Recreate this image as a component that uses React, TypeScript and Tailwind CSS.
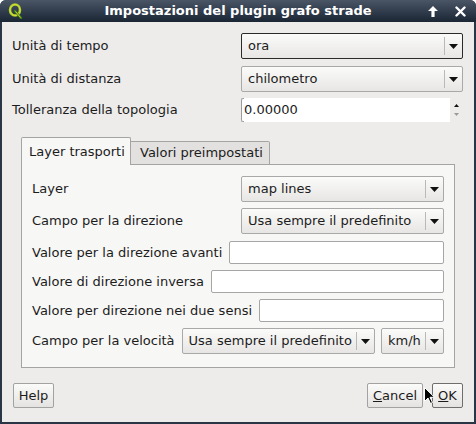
import type { ReactNode } from "react";

const font = { fontFamily: '"DejaVu Sans", Verdana, sans-serif' };

function Arrow({ gray }: { gray?: boolean }) {
  return (
    <svg width="9" height="5" viewBox="0 0 9 5">
      <path d="M0 0 H9 L4.5 5 Z" fill={gray ? "#8a8a8a" : "#111"} />
    </svg>
  );
}

function Combo({
  value,
  className = "",
  focused,
}: {
  value: string;
  className?: string;
  focused?: boolean;
}) {
  return (
    <div
      className={`flex h-[26px] items-center rounded-[2px] border bg-linear-to-b from-[#fbfbfa] to-[#e7e6e4] pl-[6px] ${
        focused ? "border-[#2a2a2a]" : "border-[#a9a9a9]"
      } ${className}`}
    >
      <span className="flex-1 truncate">{value}</span>
      <div className="h-[18px] w-px bg-[#b9b9b9]" />
      <div className="flex w-[17px] items-center justify-center">
        <Arrow />
      </div>
    </div>
  );
}

function Field({ className = "" }: { className?: string }) {
  return (
    <div
      className={`h-[23px] rounded-[2px] border border-[#a6a6a6] bg-white ${className}`}
    />
  );
}

function Row({ label, children, h = "h-[26px]" }: { label: string; children: ReactNode; h?: string }) {
  return (
    <div className={`flex items-center ${h}`}>
      <span className="whitespace-nowrap">{label}</span>
      {children}
    </div>
  );
}

function Button({ children, className = "" }: { children: ReactNode; className?: string }) {
  return (
    <div
      className={`flex h-[25px] items-center justify-center rounded-[2px] border bg-linear-to-b from-[#fbfbfa] to-[#e4e3e1] ${className}`}
    >
      {children}
    </div>
  );
}

export default function App() {
  return (
    <div
      className="relative flex h-[424px] w-[476px] flex-col overflow-hidden rounded-t-[6px] bg-[#2a3646] text-[13px] text-[#1c1c1c]"
      style={font}
    >
      {/* title bar */}
      <div className="relative flex h-[22px] shrink-0 items-center justify-center bg-linear-to-b from-[#4a5566] to-[#1b2635]">
        <svg className="absolute left-[8px] top-[3px]" width="15" height="16" viewBox="0 0 15 16">
          <ellipse cx="7" cy="7" rx="5" ry="5.5" fill="none" stroke="#9fcf2a" strokeWidth="2.6" />
          <ellipse cx="7" cy="7" rx="5" ry="5.5" fill="none" stroke="#e7d93a" strokeWidth="1" />
          <path d="M7 8 L13 15" stroke="#3c7d14" strokeWidth="2.4" strokeLinecap="round" />
          <path d="M7.5 8.5 L12.5 14.5" stroke="#e7d93a" strokeWidth="0.9" />
        </svg>
        <span className="text-[13px] font-bold text-white">
          Impostazioni del plugin grafo strade
        </span>
        <svg className="absolute left-[428px] top-[6px]" width="10" height="11" viewBox="0 0 10 11">
          <path d="M5 0 L10 5 H6.6 V11 H3.4 V5 H0 Z" fill="#fff" />
        </svg>
        <svg className="absolute left-[455px] top-[6px]" width="11" height="11" viewBox="0 0 11 11">
          <path d="M1.5 1.5 L9.5 9.5 M9.5 1.5 L1.5 9.5" stroke="#fff" strokeWidth="2.4" strokeLinecap="round" />
        </svg>
      </div>

      {/* body */}
      <div className="mx-[2px] mb-[2px] flex flex-1 flex-col bg-[#edeceb] pl-[10px] pr-[11px] pt-[11px]">
        <div className="flex h-[26px] items-center">
          <span className="flex-1">Unità di tempo</span>
          <Combo value="ora" focused className="w-[222px]" />
        </div>
        <div className="mt-[7px] flex h-[26px] items-center">
          <span className="flex-1">Unità di distanza</span>
          <Combo value="chilometro" className="w-[222px]" />
        </div>
        <div className="mt-[6px] flex h-[24px] items-center">
          <span className="flex-1">Tolleranza della topologia</span>
          <div className="flex h-[24px] w-[222px] items-center">
            <div className="flex h-full flex-1 items-center bg-white">
              <div className="h-full w-[3px] rounded-l-[2px] border border-r-0 border-[#9c9c9c]" />
              <span>0.00000</span>
            </div>
            <div className="flex h-full w-[13px] flex-col items-center justify-center gap-[6px]">
              <svg width="5" height="3" viewBox="0 0 5 3">
                <path d="M0 3 H5 L2.5 0 Z" fill="#111" />
              </svg>
              <svg width="5" height="3" viewBox="0 0 5 3">
                <path d="M0 0 H5 L2.5 3 Z" fill="#9a9a9a" />
              </svg>
            </div>
          </div>
        </div>

        {/* tab widget */}
        <div className="ml-[9px] mr-[8px] mt-[15px] flex flex-col">
          <div className="relative z-10 -mb-px flex h-[28px] items-end">
            <div className="flex h-[28px] w-[110px] items-center rounded-t-[2px] border border-b-0 border-[#a4a4a4] bg-[#f7f7f6] pl-[7px]">
              Layer trasporti
            </div>
            <div className="flex h-[24px] w-[139px] items-center rounded-tr-[2px] border border-l-0 border-[#a4a4a4] bg-[#e2e1df] pl-[9px]">
              Valori preimpostati
            </div>
          </div>
          <div className="flex h-[204px] flex-col border border-[#a4a4a4] bg-[#f7f7f6] px-[10px] pt-[11px]">
            <div className="flex h-[26px] items-center">
              <span className="flex-1">Layer</span>
              <Combo value="map lines" className="w-[203px]" />
            </div>
            <div className="mt-[6px] flex h-[26px] items-center">
              <span className="flex-1">Campo per la direzione</span>
              <Combo value="Usa sempre il predefinito" className="w-[203px]" />
            </div>
            <Row label="Valore per la direzione avanti" h="mt-[7px] h-[23px]">
              <Field className="ml-[7px] flex-1" />
            </Row>
            <Row label="Valore di direzione inversa" h="mt-[6px] h-[23px]">
              <Field className="ml-[7px] flex-1" />
            </Row>
            <Row label="Valore per direzione nei due sensi" h="mt-[6px] h-[23px]">
              <Field className="ml-[7px] flex-1" />
            </Row>
            <Row label="Campo per la velocità" h="mt-[6px] h-[26px]">
              <Combo value="Usa sempre il predefinito" className="ml-[7px] flex-1" />
              <Combo value="km/h" className="ml-[6px] w-[63px]" />
            </Row>
          </div>
        </div>

        {/* buttons */}
        <div className="mt-[15px] flex items-center">
          <Button className="ml-[1px] w-[41px] border-[#a2a2a2]">Help</Button>
          <div className="flex-1" />
          <Button className="w-[56px] border-[#a2a2a2]">
            <span>
              <u>C</u>ancel
            </span>
          </Button>
          <Button className="ml-[9px] w-[31px] border-[#6e6e6e]">
            <span>
              <u>O</u>K
            </span>
          </Button>
        </div>
      </div>

      {/* mouse pointer */}
      <svg className="absolute left-[424px] top-[387px]" width="11" height="18" viewBox="0 0 11 18">
        <path
          d="M0.5 0.5 V14.5 L4 11 L6.5 16.5 L8.5 15.5 L6 10.3 H10.5 Z"
          fill="#000"
          stroke="#fff"
          strokeWidth="1"
        />
      </svg>
    </div>
  );
}
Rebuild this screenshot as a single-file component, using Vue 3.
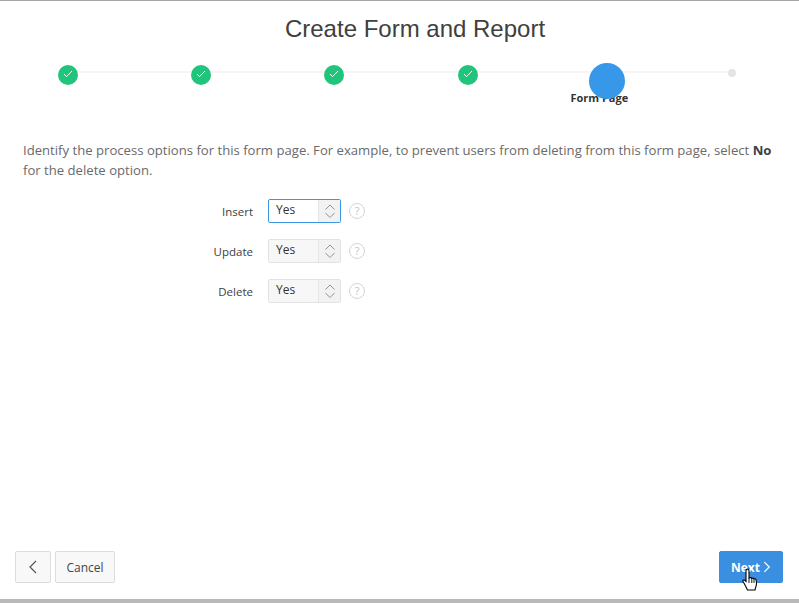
<script setup>
import { ref } from 'vue'

const steps = ref([
  { id: 1, state: 'done' },
  { id: 2, state: 'done' },
  { id: 3, state: 'done' },
  { id: 4, state: 'done' },
  { id: 5, state: 'active', label: 'Form Page' },
  { id: 6, state: 'todo' }
])

const fields = ref([
  { name: 'Insert', value: 'Yes', focused: true },
  { name: 'Update', value: 'Yes', focused: false },
  { name: 'Delete', value: 'Yes', focused: false }
])
</script>

<template>
  <div class="dialog">
    <h1 class="title">Create Form and Report</h1>

    <div class="wizard">
      <div class="wizard-line"></div>
      <div v-for="step in steps" :key="step.id" class="step" :class="step.state">
        <span v-if="step.state === 'done'" class="dot-done">
          <svg width="12" height="12" viewBox="0 0 12 12"><path d="M2 6.200l2.600 2.400L10 3" fill="none" stroke="#fff" stroke-width="1" /></svg>
        </span>
        <span v-else-if="step.state === 'active'" class="dot-active"></span>
        <span v-else class="dot-todo"></span>
        <span v-if="step.label" class="step-label">{{ step.label }}</span>
      </div>
    </div>

    <p class="intro">
      Identify the process options for this form page. For example, to prevent users from deleting from this form page, select <b>No</b> for the delete option.
    </p>

    <div class="form">
      <div v-for="field in fields" :key="field.name" class="form-row">
        <label class="form-label">{{ field.name }}</label>
        <div class="select" :class="{ focused: field.focused }">
          <span class="select-value">{{ field.value }}</span>
          <span class="select-arrows">
            <svg width="12" height="18" viewBox="0 0 12 18"><path d="M1.500 7.500L6 3l4.500 4.500M1.500 11L6 15.500l4.500-4.500" fill="none" stroke="#929292" stroke-width="1" /></svg>
          </span>
        </div>
        <span class="help">?</span>
      </div>
    </div>

    <div class="footer">
      <button class="btn btn-icon">
        <svg width="10" height="14" viewBox="0 0 10 14"><path d="M8 1L2 7l6 6" fill="none" stroke="#555" stroke-width="1.200" /></svg>
      </button>
      <button class="btn btn-cancel">Cancel</button>
      <button class="btn btn-next">
        Next
        <svg width="9" height="14" viewBox="0 0 9 14"><path d="M1.500 1.500L7 7l-5.500 5.500" fill="none" stroke="#fff" stroke-width="1.400" /></svg>
      </button>
      <svg class="cursor" width="17" height="24" viewBox="0 0 17 24">
        <path d="M4.500 1.500c1-.8 2.300-.3 2.500 1V10l1-.3c.8-.2 1.500 0 1.800.6.800-.4 1.600-.2 2 .5.900-.3 1.900.1 2.200 1 .6 1.800.6 4.500 0 6.500l-1 3.700H5.500L2.500 16 1 13.500c-.5-1 .7-2 1.700-1.300L4 13.500V2.500z" fill="#fff" stroke="#000" stroke-width="1.100" />
        <path d="M7 10v5M9.800 10.300V15M12 11v4" stroke="#000" stroke-width=".9" fill="none" />
      </svg>
    </div>
  </div>
</template>

<style scoped>
.dialog {
  position: relative;
  box-sizing: border-box;
  width: 799px;
  height: 603px;
  display: flex;
  flex-direction: column;
  background: #fff;
  border-top: 1px solid #a3a3a3;
  border-bottom: 4px solid #b9b9b9;
  font-family: "Open Sans", "Noto Sans", sans-serif;
  overflow: hidden;
}
.title {
  margin: 13px 0 0 31px;
  text-align: center;
  font-family: "Liberation Sans", Arial, sans-serif;
  font-size: 24px;
  line-height: 30px;
  font-weight: 400;
  color: #404040;
}
.wizard {
  position: relative;
  display: grid;
  grid-template-columns: repeat(6, 133.3px);
  height: 50px;
  margin-top: 21px;
  padding-left: 1px;
}
.wizard-line {
  position: absolute;
  left: 67px;
  top: 6px;
  width: 665px;
  height: 2px;
  background: #f5f5f5;
}
.step {
  position: relative;
  display: flex;
  flex-direction: column;
  align-items: center;
}
.dot-done {
  width: 20px;
  height: 20px;
  border-radius: 50%;
  background: #21c47b;
  display: flex;
  align-items: center;
  justify-content: center;
  padding-bottom: 3px;
  box-sizing: border-box;
  z-index: 1;
}
.dot-active {
  position: absolute;
  left: 50%;
  top: -2px;
  margin-left: -12px;
  width: 36px;
  height: 36px;
  border-radius: 50%;
  background: #3797e8;
  z-index: 2;
}
.dot-todo {
  width: 8px;
  height: 8px;
  margin: 4px 4px 0 0;
  border-radius: 50%;
  background: #e4e4e4;
  z-index: 1;
}
.step-label {
  margin: 26px 3px 0 0;
  font-size: 11px;
  line-height: 14px;
  font-weight: 700;
  color: #333;
  white-space: nowrap;
}
.intro {
  margin: 25px 20px 0 23px;
  font-size: 13.130px;
  line-height: 20px;
  color: #6a6a6a;
}
.intro b {
  color: #404040;
}
.form {
  display: flex;
  flex-direction: column;
  gap: 16px;
  margin-top: 19px;
}
.form-row {
  display: flex;
  align-items: center;
  height: 24px;
}
.form-label {
  width: 253px;
  text-align: right;
  font-size: 11.500px;
  color: #404040;
}
.select {
  box-sizing: border-box;
  width: 73px;
  height: 24px;
  margin-left: 15px;
  display: flex;
  background: #f7f7f7;
  border: 1px solid #e2e2e2;
  border-radius: 2px;
  font-size: 12px;
  color: #333;
}
.select.focused {
  background: #fff;
  border-color: #3b96e6;
}
.select-value {
  flex: 1;
  padding-left: 7px;
  line-height: 19px;
}
.select-arrows {
  width: 21px;
  display: flex;
  align-items: center;
  justify-content: center;
  background: #f2f2f2;
  border-left: 1px solid #e6e6e6;
}
.help {
  box-sizing: border-box;
  width: 16px;
  height: 16px;
  margin-left: 8px;
  border: 1px solid #d4d4d4;
  border-radius: 50%;
  text-align: center;
  font-size: 11px;
  line-height: 14px;
  color: #c4c4c4;
}
.footer {
  position: relative;
  display: flex;
  gap: 4px;
  margin-top: auto;
  padding: 0 16px 16px 15px;
}
.btn {
  box-sizing: border-box;
  height: 32px;
  padding: 0 11px;
  display: flex;
  align-items: center;
  justify-content: center;
  background: #f8f8f8;
  border: 1px solid #dcdcdc;
  border-radius: 2px;
  font-family: inherit;
  font-size: 12px;
  color: #444;
}
.btn-icon {
  width: 36px;
  padding: 0;
}
.btn-cancel {
  width: 60px;
  padding: 0;
}
.btn-next {
  width: 64px;
  margin-left: auto;
  gap: 3px;
  background: #3a8fe0;
  border-color: #3a8fe0;
  color: #fff;
  font-weight: 700;
}
.cursor {
  position: absolute;
  right: 40px;
  top: 17px;
}
</style>

<style>
html, body {
  margin: 0;
  background: #fff;
}
</style>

- [GIVEN INSTRUCTION]
Filter the records down to the lines that contain the string "component", and copy those lines.

- [OUTPUT BELOW]
Recreate this image as a component that uses React, TypeScript and Tailwind CSS.
Rebuild this screenshot as a single-file component, using Vue 3.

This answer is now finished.